Guns for Oil: An Analysis of Contemporary Chinese Weapons Sales to Africa in Exchange for Oil

Presenter: Lauren Dickey, Asian Studies & Chinese

Panel: Foregin Accent & Foreign Policy: An Analytical Perspective

Mentor: Maram Epstein, East Asian Languages and Literatures

AM Session Panels

Time: 11:00am – 12:00pm

Location: Century E

Beginning in 1949, China has gradually increased the scope of its weapons sales overseas to include 40 countries, 21 of which are located in Africa. With Chinese weapons sales in 2009 reaching 900 million U.S. dollars, the global community cannot help but pay attention to China’s overseas weapons sales model. At the same time, resource-rich African nations have become the center of China’s new geopolitical strategies and starting point for oil development and extraction programs. With decades of cooperative experience in the energy sector, Africa has become an important area through which China is able to further diversify its energy resources. In the process of China’s assistance to help Africa develop an oil market, many other forms of aid and investment were also necessary.
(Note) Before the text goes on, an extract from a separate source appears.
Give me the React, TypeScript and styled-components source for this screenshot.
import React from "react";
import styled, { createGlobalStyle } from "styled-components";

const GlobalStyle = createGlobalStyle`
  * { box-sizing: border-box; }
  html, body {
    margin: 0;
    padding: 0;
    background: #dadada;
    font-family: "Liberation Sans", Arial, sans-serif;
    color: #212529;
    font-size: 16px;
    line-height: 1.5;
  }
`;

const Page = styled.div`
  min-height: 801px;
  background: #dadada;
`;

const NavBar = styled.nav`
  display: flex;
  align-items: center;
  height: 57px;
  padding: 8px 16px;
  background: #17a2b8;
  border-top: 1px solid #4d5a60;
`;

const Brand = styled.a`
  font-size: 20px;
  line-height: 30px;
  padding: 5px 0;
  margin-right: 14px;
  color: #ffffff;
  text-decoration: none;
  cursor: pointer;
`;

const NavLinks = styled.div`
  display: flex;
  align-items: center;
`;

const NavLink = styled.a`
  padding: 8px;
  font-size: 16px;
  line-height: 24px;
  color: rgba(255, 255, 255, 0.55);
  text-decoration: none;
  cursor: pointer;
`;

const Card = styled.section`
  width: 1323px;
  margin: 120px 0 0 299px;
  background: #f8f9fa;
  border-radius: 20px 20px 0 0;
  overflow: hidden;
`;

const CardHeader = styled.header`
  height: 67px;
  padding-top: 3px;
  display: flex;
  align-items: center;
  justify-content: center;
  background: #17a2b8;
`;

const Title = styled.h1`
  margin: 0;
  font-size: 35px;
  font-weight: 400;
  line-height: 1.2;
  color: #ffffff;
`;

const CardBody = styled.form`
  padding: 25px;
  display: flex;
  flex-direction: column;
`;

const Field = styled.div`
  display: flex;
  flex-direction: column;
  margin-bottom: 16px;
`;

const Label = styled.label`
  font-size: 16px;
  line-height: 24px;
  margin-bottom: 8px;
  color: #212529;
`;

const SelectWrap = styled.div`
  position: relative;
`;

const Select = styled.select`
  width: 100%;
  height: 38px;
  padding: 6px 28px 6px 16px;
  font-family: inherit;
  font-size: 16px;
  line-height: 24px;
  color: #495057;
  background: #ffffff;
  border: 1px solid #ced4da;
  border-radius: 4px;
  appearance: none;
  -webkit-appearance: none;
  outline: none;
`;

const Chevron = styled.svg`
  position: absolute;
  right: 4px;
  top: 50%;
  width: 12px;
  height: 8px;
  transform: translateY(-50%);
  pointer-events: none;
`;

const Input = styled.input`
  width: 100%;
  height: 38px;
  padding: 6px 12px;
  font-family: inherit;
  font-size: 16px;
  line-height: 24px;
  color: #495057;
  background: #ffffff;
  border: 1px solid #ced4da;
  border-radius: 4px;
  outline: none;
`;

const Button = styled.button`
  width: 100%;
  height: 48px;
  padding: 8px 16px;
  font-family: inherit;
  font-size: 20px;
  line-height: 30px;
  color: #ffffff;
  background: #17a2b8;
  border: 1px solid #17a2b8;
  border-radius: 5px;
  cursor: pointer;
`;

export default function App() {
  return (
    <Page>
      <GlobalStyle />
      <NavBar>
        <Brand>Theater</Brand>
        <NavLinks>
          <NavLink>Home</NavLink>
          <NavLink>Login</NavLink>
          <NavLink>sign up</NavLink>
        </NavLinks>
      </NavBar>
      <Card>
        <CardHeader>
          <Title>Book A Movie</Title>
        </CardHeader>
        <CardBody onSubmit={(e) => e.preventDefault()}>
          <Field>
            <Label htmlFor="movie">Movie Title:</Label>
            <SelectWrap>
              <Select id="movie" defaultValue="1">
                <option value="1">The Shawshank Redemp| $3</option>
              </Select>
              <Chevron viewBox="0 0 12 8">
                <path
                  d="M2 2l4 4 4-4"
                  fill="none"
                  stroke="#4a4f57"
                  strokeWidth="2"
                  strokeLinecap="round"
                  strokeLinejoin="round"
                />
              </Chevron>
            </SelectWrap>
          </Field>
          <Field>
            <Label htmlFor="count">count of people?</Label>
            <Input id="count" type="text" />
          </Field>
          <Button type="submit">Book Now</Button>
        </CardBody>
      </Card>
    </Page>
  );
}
The most important form of aid can be best seen through “goods for goods” bartering transactions, especially in the form of Chinese weapons for African oil. My paper examines the realities of weapons-for-oil transactions as well as other Chinese involvement in Africa’s natural resources and domestic economies, illustrating the implications for U.S.-China policy and the international community, in hopes that other researches will pay even closer attention to weapons-for-oil exchanges in the future of Sino-African relations.